Thursday, June 3, 2010

Organic Doesn’t Have To Mean Manure

Let what happens in your story emerge organically from the characters or the story itself. I’ve read that in books on writing and I’ve heard it in writing classes. Like Aphrodite rising from the sea, hands over strategic body parts, coasting to the shore on a half shell, that’s what the advice brings to my mind. As a nurse, I’ve learned much about organs, what’s organic and what’s chemical. None of that knowledge correlates with story parts. I can see a relationship between what’s humanly organic and organic food or gardening.

After my husband died, I moved into a condominium because I didn’t want the hassle of dealing with a house and garden as well as two teenagers and a job as a nurse manager on a neuroscience unit. I didn’t realize how much I missed a garden until my guests had to move aside houseplants so they could see each other or sit down.

Once my kids were independent, I moved into a new house with a naked garden. I had all the furniture I needed plus town water and sewage so I concentrated on the yard. I traveled from garden center to garden center checking out shrubs and trees. Once I had the bones of the garden in place, though still small, I focused on beauty, on filling space to please the eye and nose.

Everything tempted me. Forget a design in blue and white, or red and green, or even matching size and texture. I dug, planted, watered, and fertilized ending up with a mixture of New England wild flowers and an English cottage garden. This year, I’m branching out into fruit trees, brambles, and vegetables.

Until now, all the spade work, weeding, and maintenance were done by me. I know what the soil looks like two feet down, and where the sand and stone layers start. I can tell which plants will emerge from dormancy first, too fast often and be bitten by late frosts. I’ve seen where the sun shines ten hours a day during the summer. It took me six years of a hands-on approach to learn the nature of my yard. I’m sure I’ll still be surprised if I follow through and transplant evergreen shrubs planted in too stiff a row during my first autumn here.

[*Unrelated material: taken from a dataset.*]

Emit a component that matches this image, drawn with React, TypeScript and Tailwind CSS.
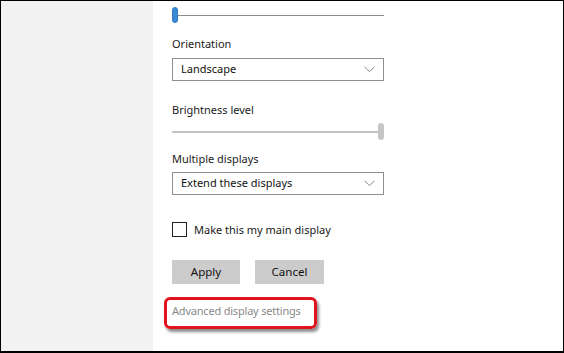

I don’t use Scotts 4 step approach. My goal is not a weed free lawn. I like buttercups and clover. Grass is the mat that sets off the rest of my plants. I favor compost that comes from the Maine coast and a mulch of salt marsh hay smelling of the sea. Wind gusts felled local trees but the salt marsh hay remained in place over the strawberries and raspberries.

Could this learning that comes through the hands, from the senses, and from the touch of wind and sun on the skin be like the understanding I need to make plot points rise organically from within my story? It took me a long time to know how to work with the soil and climate I have. I think I’d be very lucky for everything in my story to work organically in the first draft. Incidentally, most nurses will say, there comes a time in their careers when they no longer need to rely on what they learned in school. Without having to think about it, they draw on years of experience to understand what a patient is trying to tell them. More experienced writers and editors know what I had to chew over and digest to grasp.